À côté de la «magie» du caillage et de la fermentation, le savoir-faire artisanal de la fabrication du fromage exige de savoir résoudre les problèmes. Comme l’explique un fromager avec plus d’une douzaine d’années d’expérience:
«J’aime résoudre les problèmes et … sauver le fromage. Tous les fromagers vous diront que rien n’arrive par hasard, que la moindre variation du lait, des conditions météos va changer votre fromage. Alors vous attendez que le fromage se fasse — il veut toujours être différent et vous vous battez pour avoir le fromage parfait que vous essayez de produire. C’est donc là que le fromager intervient et dit, ‘Je vais le faire un peu différemment aujourd’hui. Je vais essayer de compenser ce qui se passe.’ … Vous essayez de faire un ajustement et de rattraper un fromage que vous sentez vous échapper, échapper aux paramètres que vous essayez d’appliquer et j’adore ça.»
L’économie n’était pas notre priorité, malheureusement. C’était la fabrication du fromage et son insaisissable mystère qui nous intéressaient.
Faire du bon fromage, lot après lot, saison après saison, est difficile. Les fromagers tirent à juste titre leur satisfaction personnelle de leurs efforts pour perfectionner leur art. Et en outre, leur satisfaction du travail bien fait est multipliée par le fait qu’ils créent un aliment qui sera consommé — goûté, mangé, apprécié, incorporé — par d’autres. Écoutez cette troisième génération de fromagers décrire le plaisir d’étirer à la main des boules de mozzarella fraiche.

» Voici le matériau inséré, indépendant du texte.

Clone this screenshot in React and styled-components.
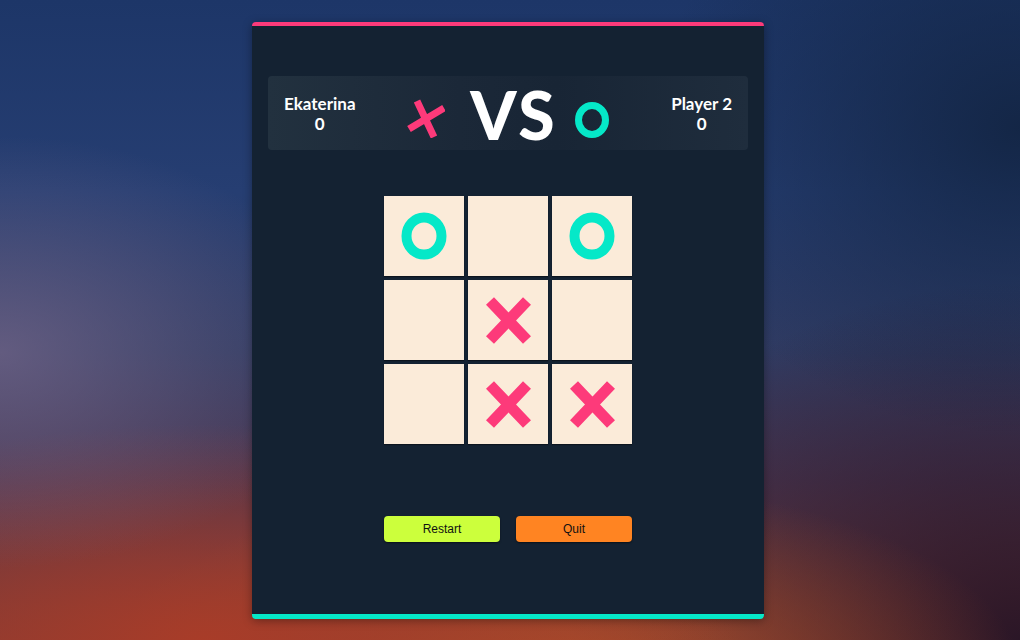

«J’aime vraiment faire du fromage. On en apprend beaucoup en faisant des erreurs et parfois, on se tourmente pour quelque chose qui ne fonctionne pas. Et quand on a enfin trouvé la solution, cela signifie vraiment beaucoup. Si on y réfléchit et avec tout le dur travail que l’on abat, c’est son propre cœur qu’on met dedans. Tous ceux qui font du fromage veulent qu’il soit le meilleur et pas seulement pour eux-mêmes, mais pour les autres. Quand on produit un morceau de fromage, c’est un morceau de soi-même qu’on a mis dedans.»